The benchmark Kospi gained 21.8 points, or 1.06 percent, to close at 2,080.58. Trade volume was moderate at 368 million shares worth 4.93 trillion won ($4.2 billion).
The local stock market opened higher, tracking gains on Wall Street overnight.
During testimony to the U.S. Senate Banking Committee, Powell hinted that the Fed is ready to cut interest rates this month.
Technology stocks were among the winners as investors appeared to bet that Japan’s export curbs could help Korean chipmakers reduce their stockpiles amid a slump in chip prices.

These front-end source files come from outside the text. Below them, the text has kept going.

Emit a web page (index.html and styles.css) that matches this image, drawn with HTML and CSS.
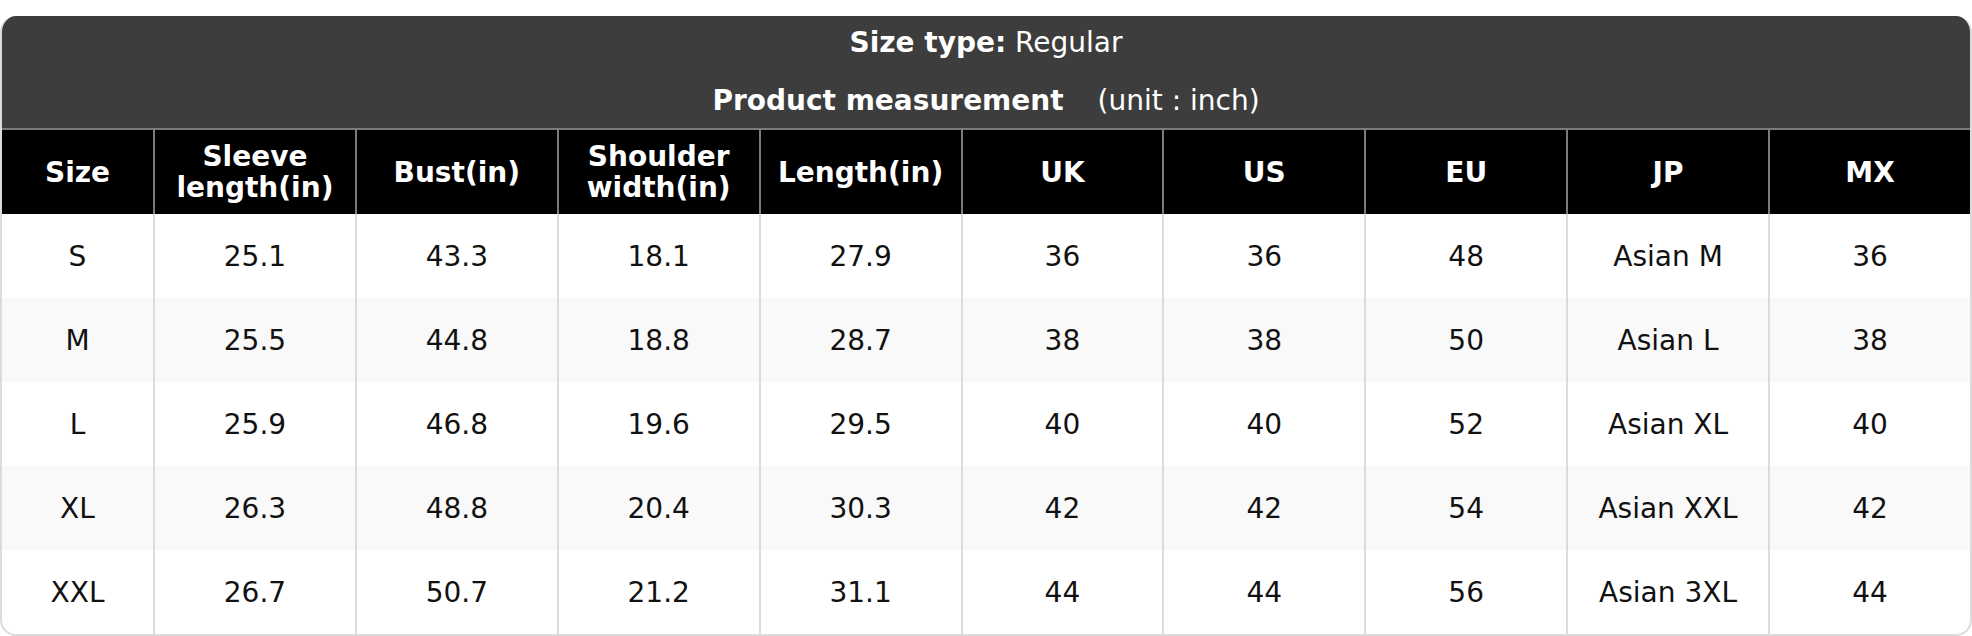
FILE: index.html
```html
<!DOCTYPE html>
<html lang="en">
<head>
<meta charset="utf-8">
<title>Size chart</title>
<link rel="stylesheet" href="styles.css">
</head>
<body>
<div class="card">
  <div class="caption">
    <div class="cap-line"><b>Size type:</b> Regular</div>
    <div class="cap-line cap-line-2"><b>Product measurement</b><span class="unit">(unit : inch)</span></div>
  </div>
  <table class="chart">
    <colgroup>
      <col class="c-size">
      <col><col><col><col><col><col><col><col><col>
    </colgroup>
    <thead>
      <tr>
        <th>Size</th><th>Sleeve<br>length(in)</th><th>Bust(in)</th><th>Shoulder<br>width(in)</th><th>Length(in)</th><th>UK</th><th>US</th><th>EU</th><th>JP</th><th>MX</th>
      </tr>
    </thead>
    <tbody>
      <tr><td>S</td><td>25.1</td><td>43.3</td><td>18.1</td><td>27.9</td><td>36</td><td>36</td><td>48</td><td>Asian M</td><td>36</td></tr>
      <tr><td>M</td><td>25.5</td><td>44.8</td><td>18.8</td><td>28.7</td><td>38</td><td>38</td><td>50</td><td>Asian L</td><td>38</td></tr>
      <tr><td>L</td><td>25.9</td><td>46.8</td><td>19.6</td><td>29.5</td><td>40</td><td>40</td><td>52</td><td>Asian XL</td><td>40</td></tr>
      <tr><td>XL</td><td>26.3</td><td>48.8</td><td>20.4</td><td>30.3</td><td>42</td><td>42</td><td>54</td><td>Asian XXL</td><td>42</td></tr>
      <tr><td>XXL</td><td>26.7</td><td>50.7</td><td>21.2</td><td>31.1</td><td>44</td><td>44</td><td>56</td><td>Asian 3XL</td><td>44</td></tr>
    </tbody>
  </table>
</div>
</body>
</html>
```

FILE: styles.css
```css
html, body {
  margin: 0;
  padding: 0;
  background: #ffffff;
}
body {
  padding-top: 16px;
  font-family: "DejaVu Sans", Verdana, sans-serif;
  font-size: 28px;
}
.card {
  width: 1972px;
  box-sizing: border-box;
  border: 2px solid #dcdcdc;
  border-top: 0;
  border-radius: 16px;
  overflow: hidden;
}
.caption {
  background: #3d3d3d;
  color: #ffffff;
  height: 112px;
  box-sizing: border-box;
  padding-top: 10px;
  text-align: center;
}
.cap-line {
  line-height: 34px;
}
.cap-line-2 {
  margin-top: 24px;
}
.unit {
  margin-left: 34px;
}
.chart {
  width: 100%;
  table-layout: fixed;
  border-collapse: separate;
  border-spacing: 0;
}
.c-size {
  width: 151px;
}
.chart th {
  background: #000000;
  color: #ffffff;
  font-weight: bold;
  height: 84px;
  padding: 0;
  line-height: 31px;
  border-top: 2px solid #7b7b7b;
  border-left: 2px solid #7b7b7b;
  text-align: center;
  vertical-align: middle;
}
.chart td {
  height: 84px;
  padding: 0;
  color: #111111;
  text-align: center;
  vertical-align: middle;
  border-left: 2px solid #dcdcdc;
}
.chart th:first-child,
.chart td:first-child {
  border-left: 0;
}
.chart tbody tr:nth-child(even) td {
  background: #f9f9f9;
}
```
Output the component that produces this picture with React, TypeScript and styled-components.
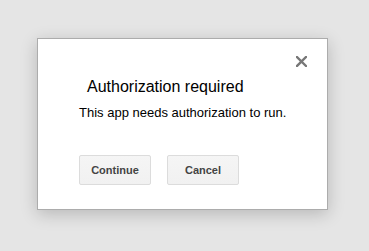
import styled, { createGlobalStyle } from 'styled-components';

const GlobalStyle = createGlobalStyle`
  html, body {
    margin: 0;
    padding: 0;
    background: #e5e5e5;
    font-family: Arial, "Liberation Sans", sans-serif;
  }
`;

export default function App() {
  return (
    <>
      <GlobalStyle />
      <Page>
        <Dialog>
          <CloseButton aria-label="Close">
            <svg width="11" height="11" viewBox="0 0 11 11">
              <path
                d="M1 1 L10 10 M10 1 L1 10"
                stroke="#777"
                strokeWidth="2.4"
                strokeLinecap="square"
              />
            </svg>
          </CloseButton>
          <Title>Authorization required</Title>
          <Message>This app needs authorization to run.</Message>
          <Actions>
            <Button>Continue</Button>
            <Button>Cancel</Button>
          </Actions>
        </Dialog>
      </Page>
    </>
  );
}

const Page = styled.div`
  width: 369px;
  height: 251px;
  padding: 38px 0 0 37px;
  box-sizing: border-box;
`;

const Dialog = styled.div`
  position: relative;
  width: 291px;
  height: 172px;
  box-sizing: border-box;
  background: #fff;
  border: 1px solid #acacac;
  box-shadow: 0 4px 16px rgba(0, 0, 0, 0.2);
  padding: 38px 0 0 41px;
  display: flex;
  flex-direction: column;
`;

const CloseButton = styled.div`
  position: absolute;
  top: 17px;
  right: 20px;
  width: 11px;
  height: 11px;
  display: grid;
  place-items: center;
  cursor: pointer;
`;

const Title = styled.div`
  font-size: 16px;
  color: #000;
  padding-left: 8px;
  line-height: 20px;
`;

const Message = styled.div`
  margin-top: 8px;
  font-size: 13px;
  color: #000;
  line-height: 16px;
`;

const Actions = styled.div`
  display: flex;
  gap: 16px;
  margin-top: 34px;
`;

const Button = styled.button`
  width: 72px;
  height: 30px;
  box-sizing: border-box;
  border: 1px solid #dcdcdc;
  border-radius: 2px;
  background: linear-gradient(#f5f5f5, #f1f1f1);
  color: #444;
  font-family: Arial, "Liberation Sans", sans-serif;
  font-size: 11px;
  font-weight: bold;
  padding: 0;
  cursor: pointer;
`;
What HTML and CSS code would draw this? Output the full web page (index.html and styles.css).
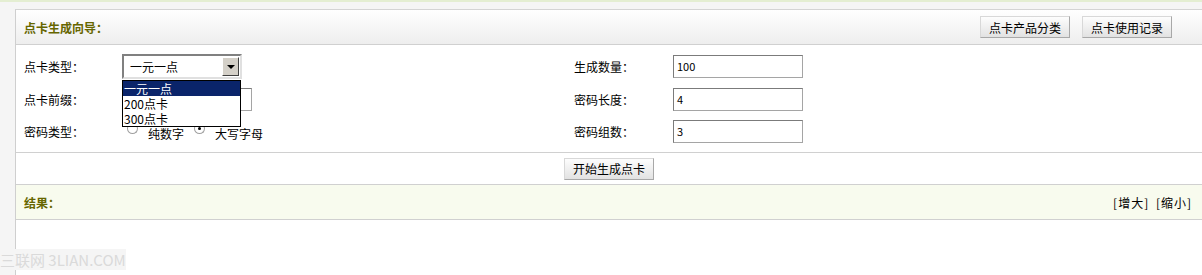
FILE: index.html
```html
<!DOCTYPE html>
<html>
  <head>
    <meta charset="utf-8">
    <title>点卡生成向导</title>
    <link rel="stylesheet" href="styles.css">
  </head>
  <body>
  <div class="page">
    <div class="panel">
      <div class="head">
        <div class="title">点卡生成向导：</div>
        <div class="tools">
          <button class="btn">点卡产品分类</button>
          <button class="btn">点卡使用记录</button>
        </div>
      </div>

      <div class="form">
        <div class="col">
          <div class="row">
            <div class="label">点卡类型：</div>
            <div class="select">
              <span class="select-val">一元一点</span>
              <span class="select-btn"><span class="arrow"></span></span>
            </div>
          </div>
          <div class="row">
            <div class="label">点卡前缀：</div>
            <div class="input short"></div>
          </div>
          <div class="row">
            <div class="label">密码类型：</div>
            <div class="radios">
              <span class="radio"></span><span class="radio-text">纯数字</span>
              <span class="radio on"></span><span class="radio-text">大写字母</span>
            </div>
          </div>
          <div class="droplist">
            <div class="opt sel">一元一点</div>
            <div class="opt">200点卡</div>
            <div class="opt">300点卡</div>
          </div>
        </div>
        <div class="col right">
          <div class="row">
            <div class="label">生成数量：</div>
            <div class="input">100</div>
          </div>
          <div class="row">
            <div class="label">密码长度：</div>
            <div class="input">4</div>
          </div>
          <div class="row">
            <div class="label">密码组数：</div>
            <div class="input">3</div>
          </div>
        </div>
      </div>

      <div class="submit">
        <button class="btn">开始生成点卡</button>
      </div>

      <div class="result">
        <div class="title">结果：</div>
        <div class="zoom">[增大] [缩小]</div>
      </div>
      <div class="result-body"></div>
    </div>
  </div>
  <div class="mark">三联网 3LIAN.COM</div>
  </body>
</html>
```

FILE: styles.css
```css
html, body {
    margin: 0;
    padding: 0;
}

body {
    background: #f5f5f5;
    border-top: 2px solid #e4eed2;
    font-family: "Noto Sans CJK SC", "Liberation Sans", sans-serif;
    font-size: 12px;
    color: #000;
    height: 273px;
    overflow: hidden;
    position: relative;
}

.page {
    padding: 7px 0 0 15px;
}

.panel {
    background: #fff;
    border-left: 1px solid #cfcfcf;
    border-top: 1px solid #d4d4d4;
    height: 270px;
}

.head {
    height: 34px;
    display: flex;
    align-items: center;
    justify-content: space-between;
    padding: 0 30px 0 8px;
    background: linear-gradient(#ffffff, #eeeeee);
    border-bottom: 1px solid #d0d0d0;
}

.title {
    font-weight: bold;
    color: #666600;
}

.tools {
    display: flex;
    gap: 12px;
}

.btn {
    font-family: inherit;
    font-size: 12px;
    height: 22px;
    padding: 0 8px;
    background: linear-gradient(#fdfdfd, #e2e2e2);
    border: 1px solid #d8d8d8;
    border-right-color: #a8a8a8;
    border-bottom-color: #a8a8a8;
    color: #000;
}

.form {
    display: flex;
    padding: 5px 0 4px 8px;
    border-bottom: 1px solid #d0d0d0;
}

.col {
    width: 550px;
    position: relative;
}

.row {
    height: 33px;
    display: flex;
    align-items: center;
}

.row:nth-child(2) {
    height: 32px;
}

.label {
    width: 98px;
}

.right .label {
    width: 99px;
}

.input {
    width: 122px;
    height: 17px;
    border: 1px solid #a5a5a5;
    border-top-color: #7b7b7b;
    border-left-color: #7b7b7b;
    padding: 2px 3px;
    font-size: 11px;
    line-height: 17px;
}

.select {
    height: 21px;
    border: 2px solid #808080;
    border-right-color: #e0e0e0;
    border-bottom-color: #e0e0e0;
    display: flex;
    align-items: center;
    justify-content: space-between;
    padding-left: 6px;
    width: 110px;
}

.select-btn {
    width: 15px;
    height: 17px;
    margin-right: 1px;
    background: #d4d0c8;
    border: 1px solid #fff;
    border-right-color: #404040;
    border-bottom-color: #404040;
    display: flex;
    align-items: center;
    justify-content: center;
}

.arrow {
    width: 0;
    height: 0;
    border-left: 4px solid transparent;
    border-right: 4px solid transparent;
    border-top: 4px solid #000;
}

.radios {
    display: flex;
    align-items: center;
    padding-left: 5px;
}

.radio {
    width: 9px;
    height: 9px;
    border-radius: 50%;
    border: 1px solid #a0a0a0;
    border-top-color: #808080;
    margin-top: -7px;
    position: relative;
    background: #fff;
}

.radio.on:after {
    content: "";
    position: absolute;
    left: 3px;
    top: 3px;
    width: 3px;
    height: 3px;
    border-radius: 50%;
    background: #000;
}

.radio-text {
    margin: 0 10px 0 10px;
    padding-top: 4px;
}

.droplist {
    position: absolute;
    left: 98px;
    top: 30px;
    width: 117px;
    border: 1px solid #000;
    background: #fff;
}

.opt {
    height: 15px;
    line-height: 15px;
    padding-left: 1px;
}

.opt.sel {
    background: #0a246a;
    color: #fff;
}

.submit {
    height: 31px;
    display: flex;
    align-items: center;
    justify-content: center;
    border-bottom: 1px solid #d0d0d0;
}

.result {
    height: 34px;
    display: flex;
    align-items: center;
    justify-content: space-between;
    padding: 0 10px 0 8px;
    background: #f8fbee;
    border-bottom: 1px solid #d0d0d0;
}

.zoom {
    letter-spacing: 1px;
    word-spacing: 3px;
}

.mark {
    position: absolute;
    left: 0;
    bottom: 5px;
    font-size: 15px;
    color: #dadada;
    background: #f5f5f5;
}
```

“Dovish comments by Federal Reserve Chairman Jerome Powell are expected to provide a positive lead for the local stock markets,” said Seo Sang-young, an analyst at Kiwoom Securities.
Top cap Samsung Electronics rose 1.43 percent to 46,200 won, and SK Hynix, a global chipmaker, climbed 3.57 percent to 75,500 won.
Chemical shares rose, with LG Chem rising 1.04 percent to 337,500 won, and LG Household & Health Care increasing 0.32 percent to 1,265,000 won. S-Oil moved up 2.01 percent to 91,300 won.
Top pharmaceutical firm Celltrion shot up 1.32 percent to 191,500 won, and Samsung BioLogics rose 0.67 percent to 301,500 won. Hanmi Pharmaceutical moved up 3.25 percent to 302,000 won.
Naver, the operator of the country’s top internet portal, gained 1.3 percent to 117,000 won.
Hyundai Motor rose 1.46 percent to 139,000 won, while Kia Motors fell 0.23 percent to 42,850 won.
The Kosdaq rose 10.19 points, or 1.53 percent, to end the session at 677.09.
The tech-heavy index was lifted by foreign and institutional buying of semiconductor shares and a 0.7 percent rise in Philadelphia Semiconductor Index overnight.
The won closed at 1,173.50 won against the dollar, down 8.1 won from the previous session’s close.
Bond prices ended higher. The yield on three-year bonds fell 1.9 basis points to 1.42 percent. The yield on 10-year bonds fell 1.5 basis points to 1.55 percent.